Any model that is simply badged "325" with no letters is equipped with the 2.7 liter eta motor. It was BMW's base model from 1986 until 1988 when it was phased out in favor of the 325i. In its final year, the 1988 325 (dubbed "Super Eta" by enthusiasts) was equipped from the factory with a 325i cylinder head, unique pistons, 325i exhaust system, and Motronic 1.1 engine management control, which bumped horsepower up to 127 and raised the redline to 5500 RPM. (An easy way to spot a Super Eta is its telltale 6000 RPM tach.)
Any model with an "s" suffix, such as 318is, 325es, and 325is, denotes the sport model, which only came in 2-door form. It can be easily recognized with its front spoiler with integrated foglights, rear decklid spoiler, and 14" BBS cross-spoke "basketweave" rims. It also featured a limited slip differential (optional on the 318is), bolstered sport seats, thicker swaybars, slightly stiffer shocks and front springs, and a leather-wrapped 3-spoke steering wheel (except '90 on, which had a 4-spoke leather-wrapped airbag wheel). The 325es and 325is also came with an on board computer, power windows/mirrors/sunroof, central locking, and a premium sound stereo system. In 1991 there was no official 325is model, although all of the aforementioned items were still available as the Sport package.
The "X" denotes all wheel drive and only came in 325iX form (there is no such thing as a 325eX or 318iX). It shares major components with the 325i, but used a different oil pan and pump (because of the front drive axle) and came standard with 15" BBS cross-spoke rims that featured a unique +41 offset. The 325iX came in both 2 and 4 door form and had side skirts and slightly flared fenders to differentiate from the RWD models.
The "c" denotes a convertible, although it is not an official BMW designation. Rather, it is used by dealers and owners to easily identify a convertible model. (Likewise, an "A", as in "325iA," is used to identify an automatic equipped car.) BMW North America imported the 325i convertible in 1987 and the 318i convertible in 1991; both of which were still in production in 1992 when the E36 was released because the E36 convertibles were yet not ready for production.
The racing derived M3 shares very little body parts with other E30s (it has 20 unique body parts) and came with a completely different motor.
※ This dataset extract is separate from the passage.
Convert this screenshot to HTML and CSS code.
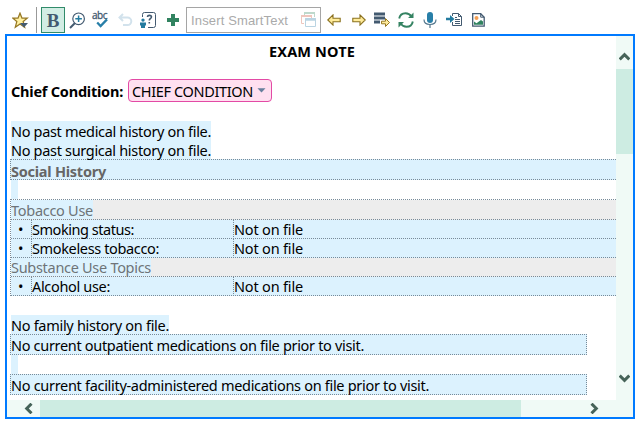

The M3 is easily identifiable with its flared fenders, body colored bumpers/moldings/mirrors, front spoiler, side skirts, rear valence, rear decklid spoiler, high trunklid, rear window clip, and roof-mounted antenna. It's engine, the S14 2.3 liter DOHC inline 4, was derived from the 3.5 liter DOHC inline 6 found on the '88 M5 and was intended for motorsport use. It featured a very peaky 7100 RPM redline, 10.5:1 compression ratio, 4.10:1 limited slip, and close ration gearbox. M engineers also equipped it with a larger fuel tank, 5-lug 15" BBS cross-spoke rims, and upgraded brakes (thicker and larger diameter ABS-equipped ventilated discs, heftier calipers, and a larger master brake cylinder). Interior upgrades were limited to red gauge needles, oil temperature gauge in place of the economy gauge, sport steering wheel, leather sport seats, rear armrest (replaced the center seat), and an M logo on the instrument cluster and shift knob.
At the opposite end of the spectrum was the 318i. The 1984-1985 318i was equipped with the M10 1.8 liter SOHC inline 4 (which was first seen on the 2002 and revised for use on the E21), capable of 101 horsepower @ 5800 RPM. It used the basic L-Jetronic fuel management system (as opposed to the more modern Motronic system used on the M20 and S14), and came with very limited standard equipment. It was hard pressed by its competition and was dropped after only 2 years of service. But the 318i badge returned for 1991 and featured a brand new M42 1.8 liter 16-valve DOHC 4-cylinder motor, putting out 134 horsepower and 127 lb-ft of torque. With a fairly lightweight body and a high revving powerplant, the M42 318i was a lively car and was BMWs new entry level vehicle, though it was only in production for one model year in the US.